» **Information shown**
⟨
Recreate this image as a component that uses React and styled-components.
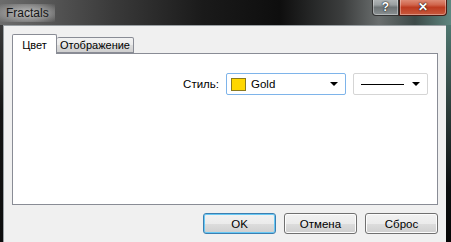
import React from "react";
import styled, { createGlobalStyle } from "styled-components";

const Global = createGlobalStyle`
  html, body { margin: 0; padding: 0; background: #000; }
  body { font-family: "Liberation Sans", Arial, sans-serif; }
`;

const Window = styled.div`
  width: 451px;
  height: 242px;
  display: flex;
  flex-direction: column;
  overflow: hidden;
  background: linear-gradient(90deg, #6c6c6c 0%, #3a3a3a 25%, #1a1a1a 45%, #0e0e0e 62%, #3c3e3e 76%, #6a6e6e 84%, #3d4a48 92%, #5f8780 100%);
`;

const TitleBar = styled.div`
  height: 25px;
  display: flex;
  align-items: flex-start;
  padding: 0 4px 0 6px;
  flex-shrink: 0;
`;

const Title = styled.span`
  margin-top: 4px;
  font-size: 12px;
  color: #151515;
  background: radial-gradient(ellipse at center, rgba(215, 215, 215, 0.8) 0%, rgba(180, 180, 180, 0.5) 60%, rgba(120, 120, 120, 0) 100%);
  padding: 2px 6px;
  margin-left: -6px;
`;

const CaptionButtons = styled.div`
  margin-left: auto;
  display: flex;
  margin-top: -2px;
`;

const CapBtn = styled.div`
  width: ${(p) => p.w}px;
  height: 18px;
  border: 1px solid ${(p) => (p.close ? "#4a1a12" : "#333")};
  border-top: none;
  border-radius: ${(p) => (p.close ? "0 0 4px 0" : "0 0 0 4px")};
  box-sizing: border-box;
  display: flex;
  align-items: center;
  justify-content: center;
  background: ${(p) =>
    p.close
      ? "linear-gradient(180deg, #e39a86 0%, #d0654c 40%, #bd3b20 55%, #c85a3e 100%)"
      : "linear-gradient(180deg, #b8bcbd 0%, #9aa0a2 40%, #6e7476 55%, #8a9092 100%)"};
  box-shadow: inset 0 0 0 1px rgba(255, 255, 255, 0.35);
  color: #fff;
  font-weight: bold;
  font-size: 12px;
  text-shadow: 0 0 2px #222, 0 0 1px #000;
`;

const Body = styled.div`
  flex: 1;
  display: flex;
  min-height: 0;
`;

const FrameLeft = styled.div`
  width: 4px;
  background: linear-gradient(180deg, #3a3a3a, #141414 40%, #0d0d0d);
`;

const FrameRight = styled.div`
  width: 5px;
  background: linear-gradient(180deg, #4f7770, #2b3a38 40%, #0c0f10 75%, #060606);
`;

const Client = styled.div`
  flex: 1;
  background: #f0f0f0;
  padding: 8px 8px 0 8px;
  display: flex;
  flex-direction: column;
  border-left: 1px solid #9aa0a4;
  border-top: 1px solid #9aa0a4;
  margin-left: -1px;
`;

const TabStrip = styled.div`
  display: flex;
  align-items: flex-end;
  height: 19px;
  position: relative;
  z-index: 1;
`;

const Tab = styled.div`
  box-sizing: border-box;
  height: ${(p) => (p.active ? 20 : 16)}px;
  margin-bottom: ${(p) => (p.active ? -1 : 0)}px;
  width: ${(p) => p.w}px;
  justify-content: center;
  border: 1px solid #898c95;
  border-bottom: ${(p) => (p.active ? "none" : "1px solid #898c95")};
  border-left: ${(p) => (p.first ? "1px solid #898c95" : "none")};
  border-radius: 2px 2px 0 0;
  background: ${(p) => (p.active ? "#fff" : "linear-gradient(180deg, #f2f2f2 0%, #ebebeb 50%, #dddddd 51%, #cfcfcf 100%)")};
  font-size: 11px;
  color: #000;
  display: flex;
  align-items: center;
`;

const Panel = styled.div`
  height: 152px;
  background: #fff;
  border: 1px solid #898c95;
  box-sizing: border-box;
  padding: 19px 9px 0 0;
`;

const Row = styled.div`
  display: flex;
  justify-content: flex-end;
  align-items: center;
`;

const Label = styled.span`
  font-size: 11.5px;
  color: #000;
  margin-right: 7px;
`;

const Combo = styled.div`
  box-sizing: border-box;
  width: ${(p) => p.w}px;
  height: 22px;
  margin-left: ${(p) => p.ml || 0}px;
  border: 1px solid ${(p) => (p.focused ? "#7eb4ea" : "#d5d5d5")};
  border-radius: 2px;
  background: #fff;
  display: flex;
  align-items: center;
  padding: 0 7px 0 4px;
`;

const Swatch = styled.div`
  width: 13px;
  height: 11px;
  background: #ffd700;
  border: 1px solid #8a7a20;
  margin-right: 5px;
`;

const ComboText = styled.span`
  font-size: 11.5px;
  color: #000;
  flex: 1;
`;

const LineSample = styled.div`
  width: 43px;
  height: 1px;
  background: #000;
  margin-left: 3px;
  margin-right: auto;
`;

const Arrow = styled.div`
  width: 0;
  height: 0;
  border-left: 4px solid transparent;
  border-right: 4px solid transparent;
  border-top: 4px solid #000;
`;

const Buttons = styled.div`
  display: flex;
  justify-content: flex-end;
  gap: 8px;
  margin-top: 8px;
`;

const Button = styled.div`
  box-sizing: border-box;
  width: 73px;
  height: 21px;
  border: 1px solid ${(p) => (p.def ? "#3c7fb1" : "#707070")};
  border-radius: 3px;
  background: linear-gradient(180deg, #f2f2f2 0%, #ebebeb 50%, #dddddd 51%, #cfcfcf 100%);
  box-shadow: inset 0 0 0 1px ${(p) => (p.def ? "#68c8f4" : "#fcfcfc")};
  font-size: 11.5px;
  color: #000;
  display: flex;
  align-items: center;
  justify-content: center;
`;

export default function App() {
  return (
    <>
      <Global />
      <Window>
        <TitleBar>
          <Title>Fractals</Title>
          <CaptionButtons>
            <CapBtn w={27}>?</CapBtn>
            <CapBtn w={48} close>✕</CapBtn>
          </CaptionButtons>
        </TitleBar>
        <Body>
          <FrameLeft />
          <Client>
            <TabStrip>
              <Tab active first w={45}>Цвет</Tab>
              <Tab w={77}>Отображение</Tab>
            </TabStrip>
            <Panel>
              <Row>
                <Label>Стиль:</Label>
                <Combo w={120} focused>
                  <Swatch />
                  <ComboText>Gold</ComboText>
                  <Arrow />
                </Combo>
                <Combo w={75} ml={7}>
                  <LineSample />
                  <Arrow />
                </Combo>
              </Row>
            </Panel>
            <Buttons>
              <Button def>OK</Button>
              <Button>Отмена</Button>
              <Button>Сброс</Button>
            </Buttons>
          </Client>
          <FrameRight />
        </Body>
      </Window>
    </>
  );
}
⟩
» **Set task**
Which lines include "components"? Copy each of them out.

» **Written answer**
Recreate this image as a component that uses React and styled-components.
import styled, { createGlobalStyle } from "styled-components";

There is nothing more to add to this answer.